Were it not for his poetry, it might be hard to tell how Paterson feels with his lot in life. Do the people he meets, all of whom somehow reflect fragments of himself, cheer or depress him? Does his restless, curiously jobless, wife exasperate or charm him?

But the film is not about dissatisfaction, disaffection, or disfunction. Paterson’s poetry, which we hear and see, both in Driver’s voiceover and in written onscreen text, gives a window to an interior sentimentality, in which his fears and melancholy are drawn mainly from a genuine appreciation of what he already possesses.

There is something super innocent about Paterson. His contentment, his humour, his seemingly endless patience, coupled with a great deal of financial ambiguity, are total throwbacks, and I doubt this kind of single income lifestyle is particularly more plausible in New Jersey than it is here in New Zealand.

Nostalgia is always a risk and Paterson, with his leafy suburb, nice manners and modest, technology averse lifestyle, is perhaps a little bit more loaded than intended. God knows the NIMBY’s will love it. It has also been noted elsewhere that the primarily African American cast that Paterson spends his time gently observing, suggests a problematic fetishisation on Jarmusch’s part. And certainly, coupled with the romanticisation of yesteryear, it does feel like a somewhat flat take on race in America.
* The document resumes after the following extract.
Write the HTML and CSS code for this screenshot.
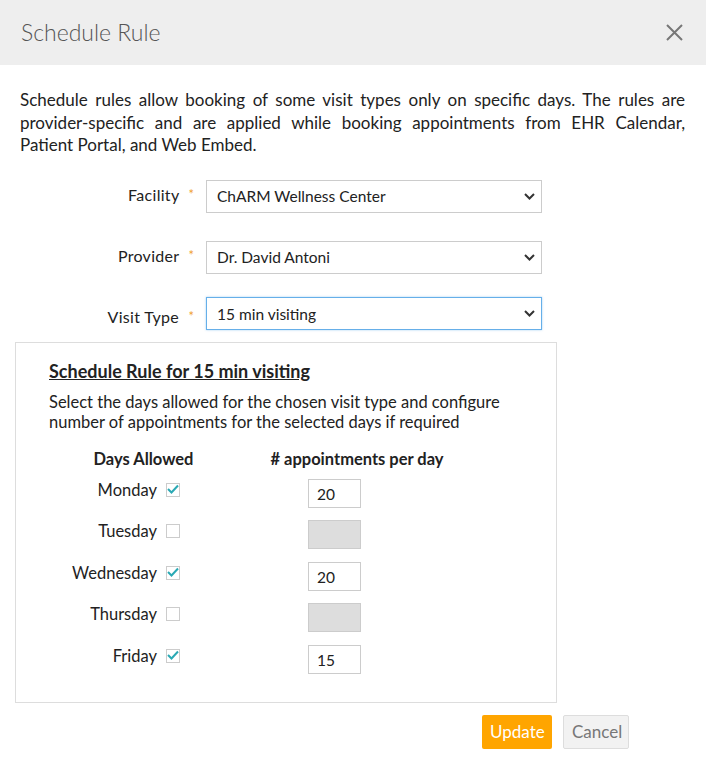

This is not to suggest any ill will on Jarmusch’s part; more that there is a fine line between innocence and naivety. Perhaps what is most troubling is that diverse casting is so unusual in mainstream American cinema that it is hard to see it as apolitical. And in spite of Paterson’s aesthetic and narratives ties to certain ideologies, there doesn’t seem to be any greater social message at play.

Paterson is not so much a story, in the traditional sense, as it is a meditation: on creativity; on counterparts; on contentment; on love. It’s the kind of film my parents might describe as “just a nice film”, which could sound insulting but isn’t.

Films like Paterson are the antithesis of sensationalism and cynicism, without having to resort to Wes Anderson pastels, and it is a great thing to see. For some, the lack of drama or conflict may make the film feel less weighty, or important or memorable, but there is subtle substance in its gentle meandering. Best of all, Paterson is a study in empathy. He may be voyeuristic but there is no judgement or exploitation in how Paterson sees, engages with, and relates to those around him. And in spite of the proliferation of chance encounters, cute coincidences and identical twins in matching outfits, Jarmusch keeps them strange and dreamlike and never twee.

White guy character studies are dime a dozen and Paterson isn’t without its flaws, should you wish to find them. But as a study of sentimentality it’s sweet, funny and, yes, totally beautiful.

Paterson is currently screening at the NZ International Film Festival.